Take a break early, it prevents bigger challenges later. Be prepared to leave if it’s all getting too much. Another sibling could go home with a friend’s parent if necessary.
Creating Calm at Home
Think about what genuinely helps your household feel calm. The matching-pyjama, Instagram-perfect Christmas isn’t everyone’s reality, nor does it need to be.
Decorations can go up gradually. You can create a low-decor or decoration-free room as a calm retreat. You can decide as a family which traditions matter and which you’re ready to let go of.
Adults often put immense pressure on themselves to create “magic”, but often the quietest moments are the ones children remember.
Avoid creating Christmas traps by piling on too many ‘non-negotiables’:
Common Christmas Traps:
Some festive traditions start off as lovely ideas but can quickly become overwhelming.
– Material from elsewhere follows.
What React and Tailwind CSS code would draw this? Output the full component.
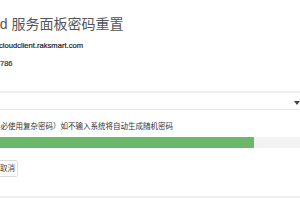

A few common ones include:
- elaborate Elf on the Shelf setups
- Christmas Eve boxes
- staying up late and waking up early
- multiple events squeezed into tight schedules
- advent calendars with pockets that need filling every day
(what begins as a fun idea can turn into a daily obligation!) - baking and decorating endless batches of biscuits
- trips to see Santa, photos with Santa, letters to Santa
It’s very easy to feel that you must keep all these things going once you’ve started, but you absolutely don’t.
Streamline wherever you can.
If the advent calendar is the meaningful part, keep it simple; repeated treats, simple notes or even letting it be decorative if that’s easier. If the elf is part of the tradition, he can simply sit beside the Advent calendar most days, saving any ‘big ideas’ for weekends if you enjoy them.
You don’t need to do everything, and you certainly don’t need to do everything every year.
Christmas Morning Without the Meltdown
One of the best pieces of advice we ever received was: don’t let children go downstairs too early. The earlier they start the day, the faster they burn out and the day becomes overwhelming very quickly.
We used to say Santa might still be finishing his journey, so we shouldn’t go downstairs before 7am. It worked brilliantly until the teenage years!
If they wake earlier, encourage quiet play, reading or a calm TV show in their rooms or away from the present zone.
Consider spreading gift-opening throughout the day:
- stockings
- main presents
- gifts from extended family
- adult gifts later
Not every child enjoys opening gifts in front of others. Some prefer to open gifts privately or at their own pace. Some children like to know what they are getting and don’t like wrapped gifts.
Prepare toys in advance where possible (batteries in, plastic ties removed) to reduce frustration.
Know which present is which so that you can offer a low-effort toy while you child is waiting for a more complex gift to be set up.
Christmas Food
Christmas food is often quite different from what we normally eat and many of us feel a huge pressure to produce a traditional feast worthy of our grandparents’ era, even though we now have far busier lives and far more demands on our time. It’s worth asking whether that level of expectation is really necessary, or even helpful.
We should have the Christmas food that we enjoy, at a level that feels manageable. Frozen veg isn’t cheating, nor is shop-bought stuffing, ready-made gravy or a simplified menu. No one will be cheated out of the “full Christmas experience” if you choose an easier option. In fact, a calmer cook often makes for a calmer household.
Christmas meals often look very different from the usual weekly menu, which can be hard for children with limited diets or sensory needs.
And although it’s lovely to offer children new foods to try if they want to, it’s equally fine for them to stick to their safe foods. Reducing stress around mealtimes benefits everyone.

Whatever Christmas looks like in your home, at its heart it’s meant to be a time to slow down, share a meal and enjoy the company of the people who matter to us. The details don’t need to be perfect; it really is the thought that counts.
From all of us here at the Toucan Family, we wish you a happy, healthy and stress-free holiday and we’re sending positive energy for the year ahead.